Provided data start

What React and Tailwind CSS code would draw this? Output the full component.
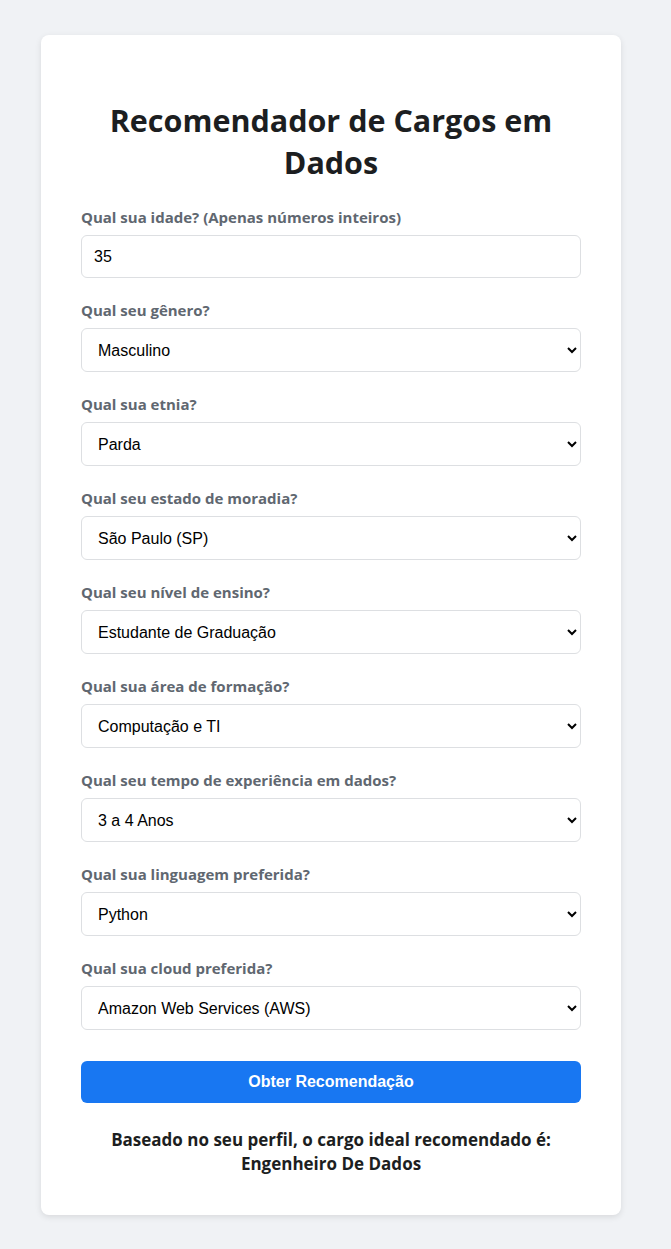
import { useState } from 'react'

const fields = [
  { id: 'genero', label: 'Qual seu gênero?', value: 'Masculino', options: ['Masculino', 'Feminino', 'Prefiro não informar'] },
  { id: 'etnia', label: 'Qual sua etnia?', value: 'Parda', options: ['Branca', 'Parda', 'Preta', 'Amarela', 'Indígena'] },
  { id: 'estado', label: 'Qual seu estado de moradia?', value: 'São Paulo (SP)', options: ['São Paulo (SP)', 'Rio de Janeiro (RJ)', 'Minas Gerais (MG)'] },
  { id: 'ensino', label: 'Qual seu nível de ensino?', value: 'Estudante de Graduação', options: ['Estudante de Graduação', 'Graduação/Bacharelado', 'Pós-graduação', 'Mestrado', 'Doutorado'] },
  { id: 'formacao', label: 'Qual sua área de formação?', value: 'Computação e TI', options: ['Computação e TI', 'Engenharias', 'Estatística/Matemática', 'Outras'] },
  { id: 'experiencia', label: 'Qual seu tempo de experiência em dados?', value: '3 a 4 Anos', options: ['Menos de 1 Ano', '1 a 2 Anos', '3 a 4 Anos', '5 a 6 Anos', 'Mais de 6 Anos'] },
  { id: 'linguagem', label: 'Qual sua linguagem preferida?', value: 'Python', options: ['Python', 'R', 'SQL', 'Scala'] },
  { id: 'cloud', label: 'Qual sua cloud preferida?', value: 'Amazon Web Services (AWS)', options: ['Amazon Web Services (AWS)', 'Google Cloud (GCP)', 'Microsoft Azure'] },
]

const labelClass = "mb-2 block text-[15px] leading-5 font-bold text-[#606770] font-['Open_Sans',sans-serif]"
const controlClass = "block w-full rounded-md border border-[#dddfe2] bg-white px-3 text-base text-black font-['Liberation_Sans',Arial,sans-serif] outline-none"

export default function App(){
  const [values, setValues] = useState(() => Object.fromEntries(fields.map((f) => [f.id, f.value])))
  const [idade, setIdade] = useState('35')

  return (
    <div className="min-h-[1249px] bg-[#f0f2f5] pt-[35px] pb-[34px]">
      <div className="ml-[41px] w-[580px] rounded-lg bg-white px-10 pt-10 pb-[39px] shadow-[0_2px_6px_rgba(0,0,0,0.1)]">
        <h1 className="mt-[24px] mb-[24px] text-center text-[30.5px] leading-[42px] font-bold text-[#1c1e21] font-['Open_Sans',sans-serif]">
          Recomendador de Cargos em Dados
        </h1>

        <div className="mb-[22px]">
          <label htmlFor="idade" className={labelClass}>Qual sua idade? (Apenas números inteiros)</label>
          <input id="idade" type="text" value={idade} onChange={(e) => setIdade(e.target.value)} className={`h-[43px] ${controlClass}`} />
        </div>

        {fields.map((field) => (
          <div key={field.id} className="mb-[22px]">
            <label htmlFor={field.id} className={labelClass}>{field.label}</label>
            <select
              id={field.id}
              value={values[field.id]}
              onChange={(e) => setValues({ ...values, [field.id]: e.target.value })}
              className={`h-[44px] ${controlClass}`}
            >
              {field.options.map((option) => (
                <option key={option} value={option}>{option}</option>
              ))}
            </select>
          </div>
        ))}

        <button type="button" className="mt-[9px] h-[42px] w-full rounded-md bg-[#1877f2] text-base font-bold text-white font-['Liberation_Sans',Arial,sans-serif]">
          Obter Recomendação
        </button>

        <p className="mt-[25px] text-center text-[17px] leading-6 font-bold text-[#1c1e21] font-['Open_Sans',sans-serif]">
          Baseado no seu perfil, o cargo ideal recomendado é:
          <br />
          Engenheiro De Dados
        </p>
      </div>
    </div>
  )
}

Provided data end

▶ [Exercise]:
Omitting all images, print the listing exactly.

▶ [Written response]:
What React and Tailwind CSS code would draw this? Output the full component.
import { useState } from 'react'

const fields = [
  { id: 'genero', label: 'Qual seu gênero?', value: 'Masculino', options: ['Masculino', 'Feminino', 'Prefiro não informar'] },
  { id: 'etnia', label: 'Qual sua etnia?', value: 'Parda', options: ['Branca', 'Parda', 'Preta', 'Amarela', 'Indígena'] },
  { id: 'estado', label: 'Qual seu estado de moradia?', value: 'São Paulo (SP)', options: ['São Paulo (SP)', 'Rio de Janeiro (RJ)', 'Minas Gerais (MG)'] },
  { id: 'ensino', label: 'Qual seu nível de ensino?', value: 'Estudante de Graduação', options: ['Estudante de Graduação', 'Graduação/Bacharelado', 'Pós-graduação', 'Mestrado', 'Doutorado'] },
  { id: 'formacao', label: 'Qual sua área de formação?', value: 'Computação e TI', options: ['Computação e TI', 'Engenharias', 'Estatística/Matemática', 'Outras'] },
  { id: 'experiencia', label: 'Qual seu tempo de experiência em dados?', value: '3 a 4 Anos', options: ['Menos de 1 Ano', '1 a 2 Anos', '3 a 4 Anos', '5 a 6 Anos', 'Mais de 6 Anos'] },
  { id: 'linguagem', label: 'Qual sua linguagem preferida?', value: 'Python', options: ['Python', 'R', 'SQL', 'Scala'] },
  { id: 'cloud', label: 'Qual sua cloud preferida?', value: 'Amazon Web Services (AWS)', options: ['Amazon Web Services (AWS)', 'Google Cloud (GCP)', 'Microsoft Azure'] },
]

const labelClass = "mb-2 block text-[15px] leading-5 font-bold text-[#606770] font-['Open_Sans',sans-serif]"
const controlClass = "block w-full rounded-md border border-[#dddfe2] bg-white px-3 text-base text-black font-['Liberation_Sans',Arial,sans-serif] outline-none"

export default function App(){
  const [values, setValues] = useState(() => Object.fromEntries(fields.map((f) => [f.id, f.value])))
  const [idade, setIdade] = useState('35')

  return (
    <div className="min-h-[1249px] bg-[#f0f2f5] pt-[35px] pb-[34px]">
      <div className="ml-[41px] w-[580px] rounded-lg bg-white px-10 pt-10 pb-[39px] shadow-[0_2px_6px_rgba(0,0,0,0.1)]">
        <h1 className="mt-[24px] mb-[24px] text-center text-[30.5px] leading-[42px] font-bold text-[#1c1e21] font-['Open_Sans',sans-serif]">
          Recomendador de Cargos em Dados
        </h1>

        <div className="mb-[22px]">
          <label htmlFor="idade" className={labelClass}>Qual sua idade? (Apenas números inteiros)</label>
          <input id="idade" type="text" value={idade} onChange={(e) => setIdade(e.target.value)} className={`h-[43px] ${controlClass}`} />
        </div>

        {fields.map((field) => (
          <div key={field.id} className="mb-[22px]">
            <label htmlFor={field.id} className={labelClass}>{field.label}</label>
            <select
              id={field.id}
              value={values[field.id]}
              onChange={(e) => setValues({ ...values, [field.id]: e.target.value })}
              className={`h-[44px] ${controlClass}`}
            >
              {field.options.map((option) => (
                <option key={option} value={option}>{option}</option>
              ))}
            </select>
          </div>
        ))}

        <button type="button" className="mt-[9px] h-[42px] w-full rounded-md bg-[#1877f2] text-base font-bold text-white font-['Liberation_Sans',Arial,sans-serif]">
          Obter Recomendação
        </button>

        <p className="mt-[25px] text-center text-[17px] leading-6 font-bold text-[#1c1e21] font-['Open_Sans',sans-serif]">
          Baseado no seu perfil, o cargo ideal recomendado é:
          <br />
          Engenheiro De Dados
        </p>
      </div>
    </div>
  )
}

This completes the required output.